_Task objective_
Without the pictures, can you quote each line below exactly?

_Provided data_

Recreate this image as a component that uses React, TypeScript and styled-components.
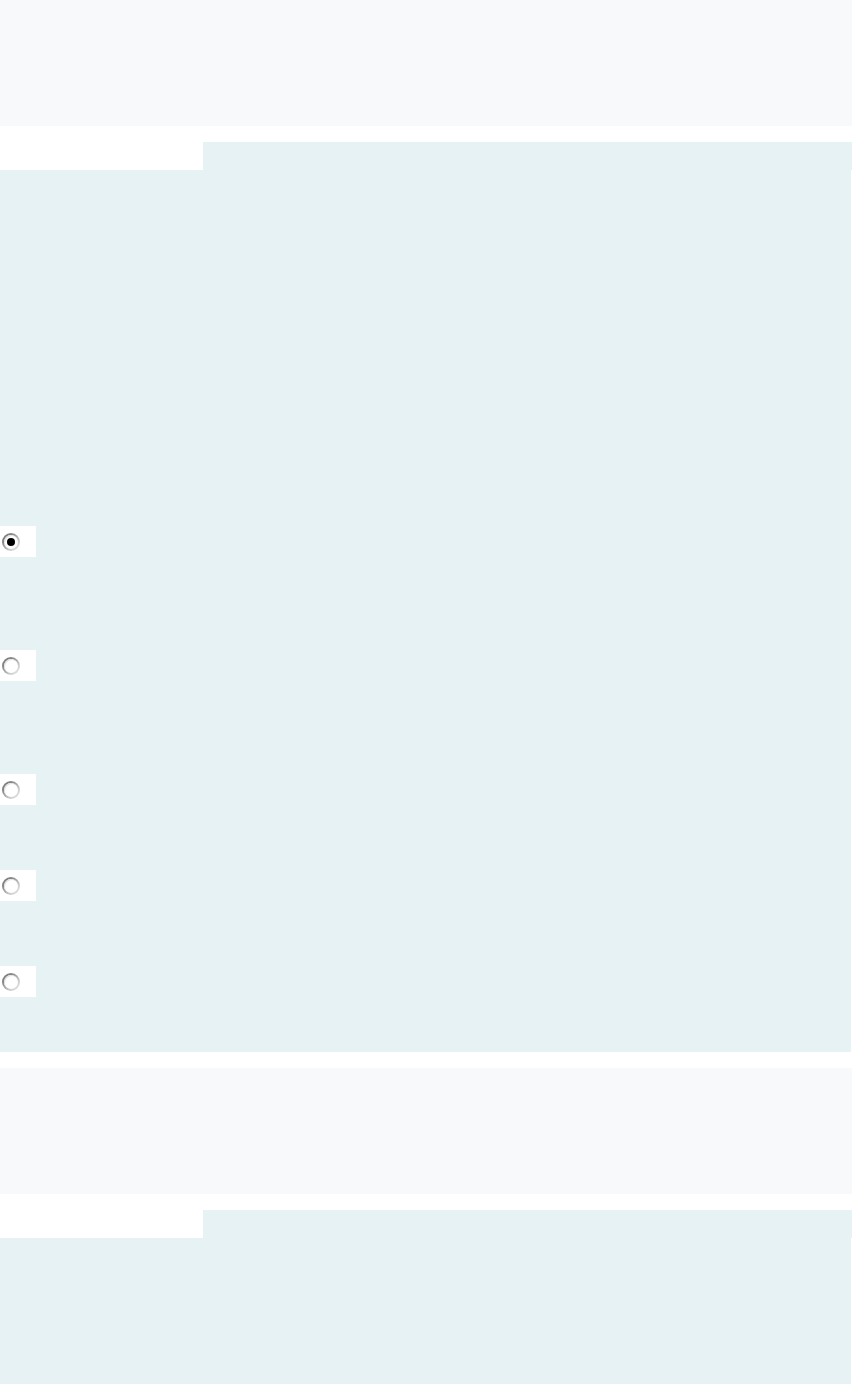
import React from "react";
import styled, { createGlobalStyle } from "styled-components";

const Global = createGlobalStyle`
  html, body { margin: 0; padding: 0; background: #ffffff; }
  body { font-family: "Liberation Sans", Arial, sans-serif; }
`;

const Page = styled.div`
  display: flex;
  flex-direction: column;
  width: 852px;
  gap: 16px;
`;

const Banner = styled.div`
  height: 126px;
  background: #f7f9fa;
`;

const Section = styled.section`
  display: flex;
  flex-direction: column;
`;

const TabRow = styled.div`
  display: flex;
  height: 28px;
`;

const TabSpacer = styled.div`
  width: 203px;
  background: #ffffff;
`;

const Tab = styled.div`
  flex: 1;
  background: #e6f2f3;
`;

const Panel = styled.div<{ $height: number; $padTop: number }>`
  width: 851px;
  height: ${(p) => p.$height}px;
  background: #e6f2f3;
  display: flex;
  flex-direction: column;
  padding-top: ${(p) => p.$padTop}px;
  box-sizing: border-box;
`;

const OptionRow = styled.div<{ $gap: number }>`
  margin-bottom: ${(p) => p.$gap}px;
`;

const RadioCell = styled.label`
  display: flex;
  align-items: center;
  width: 36px;
  height: 31px;
  background: #ffffff;
  padding-left: 2px;
  box-sizing: border-box;
`;

const RadioRing = styled.span`
  width: 18px;
  height: 18px;
  border-radius: 50%;
  background: linear-gradient(135deg, #6a6a6a 0%, #8e8e8e 35%, #cfcfcf 70%, #ececec 100%);
  display: flex;
  align-items: center;
  justify-content: center;
`;

const RadioFace = styled.span`
  width: 14px;
  height: 14px;
  border-radius: 50%;
  background: #ffffff;
  box-shadow: inset 1px 1px 0 #e2e2e2;
  display: flex;
  align-items: center;
  justify-content: center;
`;

const RadioDot = styled.span`
  width: 8px;
  height: 8px;
  border-radius: 50%;
  background: #000000;
`;

const Radio = ({ checked }: { checked?: boolean }) => (
  <RadioCell>
    <RadioRing>
      <RadioFace>{checked && <RadioDot />}</RadioFace>
    </RadioRing>
  </RadioCell>
);

const options = [
  { checked: true, gap: 93 },
  { checked: false, gap: 93 },
  { checked: false, gap: 65 },
  { checked: false, gap: 65 },
  { checked: false, gap: 0 },
];

export default function App() {
  return (
    <>
      <Global />
      <Page>
        <Banner />
        <Section>
          <TabRow>
            <TabSpacer />
            <Tab />
          </TabRow>
          <Panel $height={882} $padTop={356}>
            {options.map((o, i) => (
              <OptionRow key={i} $gap={o.gap}>
                <Radio checked={o.checked} />
              </OptionRow>
            ))}
          </Panel>
        </Section>
        <Banner />
        <Section>
          <TabRow>
            <TabSpacer />
            <Tab />
          </TabRow>
          <Panel $height={146} $padTop={0} />
        </Section>
      </Page>
    </>
  );
}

_Response to the exercise_
Recreate this image as a component that uses React, TypeScript and styled-components.
import React from "react";
import styled, { createGlobalStyle } from "styled-components";

const Global = createGlobalStyle`
  html, body { margin: 0; padding: 0; background: #ffffff; }
  body { font-family: "Liberation Sans", Arial, sans-serif; }
`;

const Page = styled.div`
  display: flex;
  flex-direction: column;
  width: 852px;
  gap: 16px;
`;

const Banner = styled.div`
  height: 126px;
  background: #f7f9fa;
`;

const Section = styled.section`
  display: flex;
  flex-direction: column;
`;

const TabRow = styled.div`
  display: flex;
  height: 28px;
`;

const TabSpacer = styled.div`
  width: 203px;
  background: #ffffff;
`;

const Tab = styled.div`
  flex: 1;
  background: #e6f2f3;
`;

const Panel = styled.div<{ $height: number; $padTop: number }>`
  width: 851px;
  height: ${(p) => p.$height}px;
  background: #e6f2f3;
  display: flex;
  flex-direction: column;
  padding-top: ${(p) => p.$padTop}px;
  box-sizing: border-box;
`;

const OptionRow = styled.div<{ $gap: number }>`
  margin-bottom: ${(p) => p.$gap}px;
`;

const RadioCell = styled.label`
  display: flex;
  align-items: center;
  width: 36px;
  height: 31px;
  background: #ffffff;
  padding-left: 2px;
  box-sizing: border-box;
`;

const RadioRing = styled.span`
  width: 18px;
  height: 18px;
  border-radius: 50%;
  background: linear-gradient(135deg, #6a6a6a 0%, #8e8e8e 35%, #cfcfcf 70%, #ececec 100%);
  display: flex;
  align-items: center;
  justify-content: center;
`;

const RadioFace = styled.span`
  width: 14px;
  height: 14px;
  border-radius: 50%;
  background: #ffffff;
  box-shadow: inset 1px 1px 0 #e2e2e2;
  display: flex;
  align-items: center;
  justify-content: center;
`;

const RadioDot = styled.span`
  width: 8px;
  height: 8px;
  border-radius: 50%;
  background: #000000;
`;

const Radio = ({ checked }: { checked?: boolean }) => (
  <RadioCell>
    <RadioRing>
      <RadioFace>{checked && <RadioDot />}</RadioFace>
    </RadioRing>
  </RadioCell>
);

const options = [
  { checked: true, gap: 93 },
  { checked: false, gap: 93 },
  { checked: false, gap: 65 },
  { checked: false, gap: 65 },
  { checked: false, gap: 0 },
];

export default function App() {
  return (
    <>
      <Global />
      <Page>
        <Banner />
        <Section>
          <TabRow>
            <TabSpacer />
            <Tab />
          </TabRow>
          <Panel $height={882} $padTop={356}>
            {options.map((o, i) => (
              <OptionRow key={i} $gap={o.gap}>
                <Radio checked={o.checked} />
              </OptionRow>
            ))}
          </Panel>
        </Section>
        <Banner />
        <Section>
          <TabRow>
            <TabSpacer />
            <Tab />
          </TabRow>
          <Panel $height={146} $padTop={0} />
        </Section>
      </Page>
    </>
  );
}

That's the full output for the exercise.